A follow-up segment suggested that TV people were right. The couple went home to the city, but the husband then left and found similar work on the land in a rural area.
(Do Americans call it the countryside ?)

Date: 2022-09-28 06:35 pm (UTC)
mtbc: photograph of me (Default)
From: [personal profile] mtbc
I didn't ordinarily hear the term "countryside" there, city and rural were very much the terms.

Date: 2022-09-29 03:42 pm (UTC)
autopope: Me, myself, and I (Default)
From: [personal profile] autopope

Oh, I dunno: we're about 5 years away from "1970s Middle Class household" the reality show, in which you could commute to an office wearing a suit and tie and bash out COBOL on a 23270 terminal while dreaming about being able to buy an impossibly expensive Apple II with 16K of RAM ... while at home there are rolling power cuts, you're all using candles for lighting, the house smells of stale cigarettes, and the neighbours vote National Front.

I'm getting deja vu already and it was horrible the first time around!

Date: 2022-09-28 07:23 pm (UTC)
conuly: (Default)
From: [personal profile] conuly
I think the show was scheduled to end after summer anyway, but yes, that's how the producers summed it up after the fact - three out of four families did not do the ONE THING they were told to do, which is CHOP WOOD INCESSANTLY, and the fourth was clearly heading towards divorce.

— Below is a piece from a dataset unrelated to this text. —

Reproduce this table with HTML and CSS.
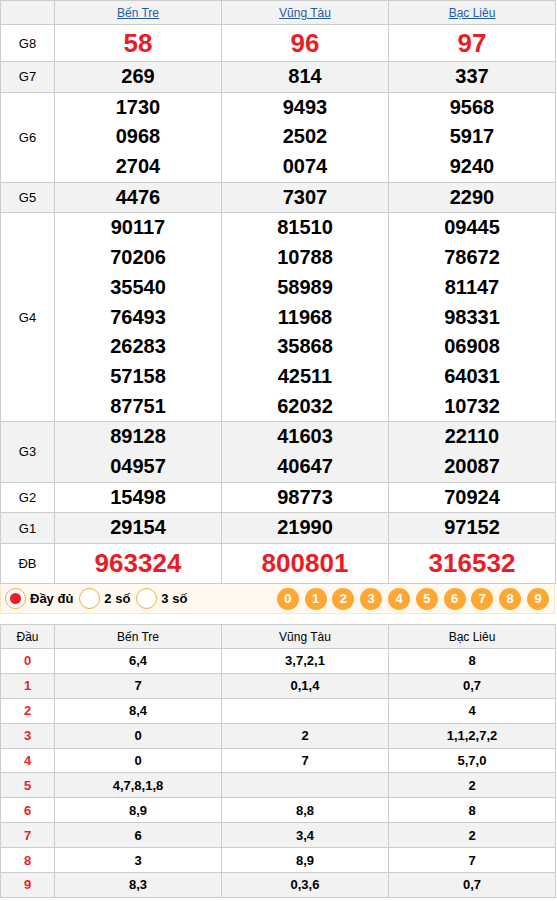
FILE: index.html
```html
<!DOCTYPE html>
<html lang="vi">
<head>
<meta charset="utf-8">
<title>XSMN</title>
<link rel="stylesheet" href="styles.css">
</head>
<body>
<table class="kq">
  <colgroup><col class="c-lbl"><col class="c-p"><col class="c-p"><col class="c-p"></colgroup>
  <tr class="hdr gray">
    <th></th>
    <th><a href="#">Bến Tre</a></th>
    <th><a href="#">Vũng Tàu</a></th>
    <th><a href="#">Bạc Liêu</a></th>
  </tr>
  <tr class="r-g8">
    <td class="lbl">G8</td>
    <td class="big red">58</td><td class="big red">96</td><td class="big red">97</td>
  </tr>
  <tr class="gray">
    <td class="lbl">G7</td>
    <td class="num"><div>269</div></td><td class="num"><div>814</div></td><td class="num"><div>337</div></td>
  </tr>
  <tr>
    <td class="lbl">G6</td>
    <td class="num"><div>1730</div><div>0968</div><div>2704</div></td>
    <td class="num"><div>9493</div><div>2502</div><div>0074</div></td>
    <td class="num"><div>9568</div><div>5917</div><div>9240</div></td>
  </tr>
  <tr class="gray">
    <td class="lbl">G5</td>
    <td class="num"><div>4476</div></td><td class="num"><div>7307</div></td><td class="num"><div>2290</div></td>
  </tr>
  <tr>
    <td class="lbl">G4</td>
    <td class="num"><div>90117</div><div>70206</div><div>35540</div><div>76493</div><div>26283</div><div>57158</div><div>87751</div></td>
    <td class="num"><div>81510</div><div>10788</div><div>58989</div><div>11968</div><div>35868</div><div>42511</div><div>62032</div></td>
    <td class="num"><div>09445</div><div>78672</div><div>81147</div><div>98331</div><div>06908</div><div>64031</div><div>10732</div></td>
  </tr>
  <tr class="gray">
    <td class="lbl">G3</td>
    <td class="num"><div>89128</div><div>04957</div></td>
    <td class="num"><div>41603</div><div>40647</div></td>
    <td class="num"><div>22110</div><div>20087</div></td>
  </tr>
  <tr>
    <td class="lbl">G2</td>
    <td class="num"><div>15498</div></td><td class="num"><div>98773</div></td><td class="num"><div>70924</div></td>
  </tr>
  <tr class="gray">
    <td class="lbl">G1</td>
    <td class="num"><div>29154</div></td><td class="num"><div>21990</div></td><td class="num"><div>97152</div></td>
  </tr>
  <tr class="r-db">
    <td class="lbl">ĐB</td>
    <td class="big red">963324</td><td class="big red">800801</td><td class="big red">316532</td>
  </tr>
</table>

<div class="ctrl">
  <div class="radios">
    <label class="radio"><span class="dot on"></span>Đầy đủ</label>
    <label class="radio"><span class="dot"></span>2 số</label>
    <label class="radio"><span class="dot"></span>3 số</label>
  </div>
  <div class="balls">
    <span class="ball">0</span><span class="ball">1</span><span class="ball">2</span><span class="ball">3</span><span class="ball">4</span><span class="ball">5</span><span class="ball">6</span><span class="ball">7</span><span class="ball">8</span><span class="ball">9</span>
  </div>
</div>

<table class="lt">
  <colgroup><col class="c-lbl"><col class="c-p"><col class="c-p"><col class="c-p"></colgroup>
  <tr class="gray lth"><th>Đầu</th><th>Bến Tre</th><th>Vũng Tàu</th><th>Bạc Liêu</th></tr>
  <tr><td class="d">0</td><td>6,4</td><td>3,7,2,1</td><td>8</td></tr>
  <tr class="gray"><td class="d">1</td><td>7</td><td>0,1,4</td><td>0,7</td></tr>
  <tr><td class="d">2</td><td>8,4</td><td></td><td>4</td></tr>
  <tr class="gray"><td class="d">3</td><td>0</td><td>2</td><td>1,1,2,7,2</td></tr>
  <tr><td class="d">4</td><td>0</td><td>7</td><td>5,7,0</td></tr>
  <tr class="gray"><td class="d">5</td><td>4,7,8,1,8</td><td></td><td>2</td></tr>
  <tr><td class="d">6</td><td>8,9</td><td>8,8</td><td>8</td></tr>
  <tr class="gray"><td class="d">7</td><td>6</td><td>3,4</td><td>2</td></tr>
  <tr><td class="d">8</td><td>3</td><td>8,9</td><td>7</td></tr>
  <tr class="gray"><td class="d">9</td><td>8,3</td><td>0,3,6</td><td>0,7</td></tr>
</table>
</body>
</html>
```

FILE: styles.css
```css
html, body {
  margin: 0;
  padding: 0;
  background: #fff;
  font-family: "Liberation Sans", Arial, sans-serif;
  color: #000;
}

table {
  border-collapse: collapse;
  table-layout: fixed;
  width: 555px;
}

.c-lbl { width: 54px; }
.c-p { width: 167px; }

td, th {
  border: 1px solid #cccccc;
  padding: 0;
  text-align: center;
  vertical-align: middle;
}

.gray td, .gray th { background: #f2f2f2; }

.kq .hdr th {
  height: 23px;
  font-size: 12px;
  font-weight: normal;
}
.kq .hdr a {
  color: #1f5ca6;
  text-decoration: underline;
}

.lbl {
  font-size: 13px;
}

.num {
  font-size: 20px;
  font-weight: bold;
}
.num div {
  height: 29.7px;
  line-height: 29.7px;
}

.big {
  font-size: 26px;
  font-weight: bold;
}
.r-g8 td { height: 36px; }
.r-db td { height: 39px; }
.red { color: #ec1c27; }

.ctrl {
  display: flex;
  align-items: center;
  justify-content: space-between;
  height: 29px;
  width: 553px;
  background: #fff9f0;
  border: 1px solid #fde6c8;
  border-top: none;
}

.radios {
  display: flex;
  align-items: center;
  padding-left: 4px;
}
.radio {
  display: flex;
  align-items: center;
  font-size: 13px;
  font-weight: bold;
  margin-right: 6px;
}
.dot {
  box-sizing: border-box;
  width: 21px;
  height: 21px;
  border-radius: 50%;
  border: 1px solid #f5a93e;
  background: #fff;
  margin-right: 4px;
  position: relative;
}
.dot.on::after {
  content: "";
  position: absolute;
  left: 4px;
  top: 4px;
  width: 11px;
  height: 11px;
  border-radius: 50%;
  background: #ec1c27;
}

.balls {
  display: flex;
  gap: 5.8px;
  padding-right: 5px;
}
.ball {
  width: 22px;
  height: 22px;
  border-radius: 50%;
  background: #ffa733;
  color: #fff;
  font-size: 13px;
  font-weight: bold;
  display: flex;
  align-items: center;
  justify-content: center;
}

.lt {
  margin-top: 10px;
}
.lt th {
  height: 23px;
  font-size: 12px;
  font-weight: normal;
}
.lt td {
  height: 23.9px;
  font-size: 13px;
  font-weight: bold;
}
.lt td.d { color: #ec1c27; }
```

Date: 2022-09-28 07:25 pm (UTC)
conuly: (Default)
From: [personal profile] conuly
But that's truth in television for nearly all US homesteaders who tried to go it alone. The idea of the rugged individualist out west is a myth. Almost the only settlers who survived are those who went as part of a community and immediately built a community.

People have this image of the Ingalls family in their little cabin, but they were close to starvation 95% of the time, and constantly on the run from debt collectors to boot.

Date: 2022-09-29 09:32 am (UTC)
channelpenguin: (Default)
From: [personal profile] channelpenguin
Community is vital.

Note to self: speak to neighbours more. Sigh. Wish we had a pub.